**TASK TO COMPLETE:** Output all lines exactly.

**DATA EXCERPT:**
----------------

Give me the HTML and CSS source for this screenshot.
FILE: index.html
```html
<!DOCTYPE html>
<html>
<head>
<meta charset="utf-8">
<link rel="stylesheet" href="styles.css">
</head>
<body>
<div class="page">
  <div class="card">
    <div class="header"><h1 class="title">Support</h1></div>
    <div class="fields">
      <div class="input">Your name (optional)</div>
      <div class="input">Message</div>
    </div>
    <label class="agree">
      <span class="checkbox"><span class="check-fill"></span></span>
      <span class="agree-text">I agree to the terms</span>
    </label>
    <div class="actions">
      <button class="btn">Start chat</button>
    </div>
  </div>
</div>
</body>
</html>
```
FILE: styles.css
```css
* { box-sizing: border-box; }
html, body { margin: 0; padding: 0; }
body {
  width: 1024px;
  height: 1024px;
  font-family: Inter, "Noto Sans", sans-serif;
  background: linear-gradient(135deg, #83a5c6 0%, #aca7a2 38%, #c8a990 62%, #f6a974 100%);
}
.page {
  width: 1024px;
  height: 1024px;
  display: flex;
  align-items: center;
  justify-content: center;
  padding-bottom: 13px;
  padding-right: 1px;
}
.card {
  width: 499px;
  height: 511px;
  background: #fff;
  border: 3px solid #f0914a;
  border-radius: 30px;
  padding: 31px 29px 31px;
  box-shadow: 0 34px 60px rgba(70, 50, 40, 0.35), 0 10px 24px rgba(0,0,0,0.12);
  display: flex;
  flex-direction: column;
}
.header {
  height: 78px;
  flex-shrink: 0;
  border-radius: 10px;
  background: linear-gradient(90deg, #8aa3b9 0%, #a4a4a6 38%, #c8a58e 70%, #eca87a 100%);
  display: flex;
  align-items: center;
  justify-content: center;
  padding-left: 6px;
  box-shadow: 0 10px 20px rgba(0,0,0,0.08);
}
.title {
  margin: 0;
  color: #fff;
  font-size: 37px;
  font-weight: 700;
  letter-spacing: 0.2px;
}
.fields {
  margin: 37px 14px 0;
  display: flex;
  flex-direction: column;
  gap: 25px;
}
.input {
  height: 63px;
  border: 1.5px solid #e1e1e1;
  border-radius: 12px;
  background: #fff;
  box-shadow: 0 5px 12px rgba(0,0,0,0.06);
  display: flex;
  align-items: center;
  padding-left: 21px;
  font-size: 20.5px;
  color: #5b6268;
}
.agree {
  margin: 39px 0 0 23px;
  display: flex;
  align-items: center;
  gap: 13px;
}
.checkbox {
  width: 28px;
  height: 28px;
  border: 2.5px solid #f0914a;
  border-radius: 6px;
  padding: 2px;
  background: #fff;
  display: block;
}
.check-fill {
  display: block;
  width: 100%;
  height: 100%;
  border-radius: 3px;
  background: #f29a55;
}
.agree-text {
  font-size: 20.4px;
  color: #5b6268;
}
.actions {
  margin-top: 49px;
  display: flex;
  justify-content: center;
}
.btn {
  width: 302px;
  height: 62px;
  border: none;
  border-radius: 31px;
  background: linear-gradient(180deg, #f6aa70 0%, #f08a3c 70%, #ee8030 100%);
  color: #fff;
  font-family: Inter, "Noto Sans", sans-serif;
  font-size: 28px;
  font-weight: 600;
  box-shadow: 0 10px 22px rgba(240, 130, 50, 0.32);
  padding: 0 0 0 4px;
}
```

----------------

**SOLUTION BELOW:**
Give me the HTML and CSS source for this screenshot.
FILE: index.html
```html
<!DOCTYPE html>
<html>
<head>
<meta charset="utf-8">
<link rel="stylesheet" href="styles.css">
</head>
<body>
<div class="page">
  <div class="card">
    <div class="header"><h1 class="title">Support</h1></div>
    <div class="fields">
      <div class="input">Your name (optional)</div>
      <div class="input">Message</div>
    </div>
    <label class="agree">
      <span class="checkbox"><span class="check-fill"></span></span>
      <span class="agree-text">I agree to the terms</span>
    </label>
    <div class="actions">
      <button class="btn">Start chat</button>
    </div>
  </div>
</div>
</body>
</html>
```
FILE: styles.css
```css
* { box-sizing: border-box; }
html, body { margin: 0; padding: 0; }
body {
  width: 1024px;
  height: 1024px;
  font-family: Inter, "Noto Sans", sans-serif;
  background: linear-gradient(135deg, #83a5c6 0%, #aca7a2 38%, #c8a990 62%, #f6a974 100%);
}
.page {
  width: 1024px;
  height: 1024px;
  display: flex;
  align-items: center;
  justify-content: center;
  padding-bottom: 13px;
  padding-right: 1px;
}
.card {
  width: 499px;
  height: 511px;
  background: #fff;
  border: 3px solid #f0914a;
  border-radius: 30px;
  padding: 31px 29px 31px;
  box-shadow: 0 34px 60px rgba(70, 50, 40, 0.35), 0 10px 24px rgba(0,0,0,0.12);
  display: flex;
  flex-direction: column;
}
.header {
  height: 78px;
  flex-shrink: 0;
  border-radius: 10px;
  background: linear-gradient(90deg, #8aa3b9 0%, #a4a4a6 38%, #c8a58e 70%, #eca87a 100%);
  display: flex;
  align-items: center;
  justify-content: center;
  padding-left: 6px;
  box-shadow: 0 10px 20px rgba(0,0,0,0.08);
}
.title {
  margin: 0;
  color: #fff;
  font-size: 37px;
  font-weight: 700;
  letter-spacing: 0.2px;
}
.fields {
  margin: 37px 14px 0;
  display: flex;
  flex-direction: column;
  gap: 25px;
}
.input {
  height: 63px;
  border: 1.5px solid #e1e1e1;
  border-radius: 12px;
  background: #fff;
  box-shadow: 0 5px 12px rgba(0,0,0,0.06);
  display: flex;
  align-items: center;
  padding-left: 21px;
  font-size: 20.5px;
  color: #5b6268;
}
.agree {
  margin: 39px 0 0 23px;
  display: flex;
  align-items: center;
  gap: 13px;
}
.checkbox {
  width: 28px;
  height: 28px;
  border: 2.5px solid #f0914a;
  border-radius: 6px;
  padding: 2px;
  background: #fff;
  display: block;
}
.check-fill {
  display: block;
  width: 100%;
  height: 100%;
  border-radius: 3px;
  background: #f29a55;
}
.agree-text {
  font-size: 20.4px;
  color: #5b6268;
}
.actions {
  margin-top: 49px;
  display: flex;
  justify-content: center;
}
.btn {
  width: 302px;
  height: 62px;
  border: none;
  border-radius: 31px;
  background: linear-gradient(180deg, #f6aa70 0%, #f08a3c 70%, #ee8030 100%);
  color: #fff;
  font-family: Inter, "Noto Sans", sans-serif;
  font-size: 28px;
  font-weight: 600;
  box-shadow: 0 10px 22px rgba(240, 130, 50, 0.32);
  padding: 0 0 0 4px;
}
```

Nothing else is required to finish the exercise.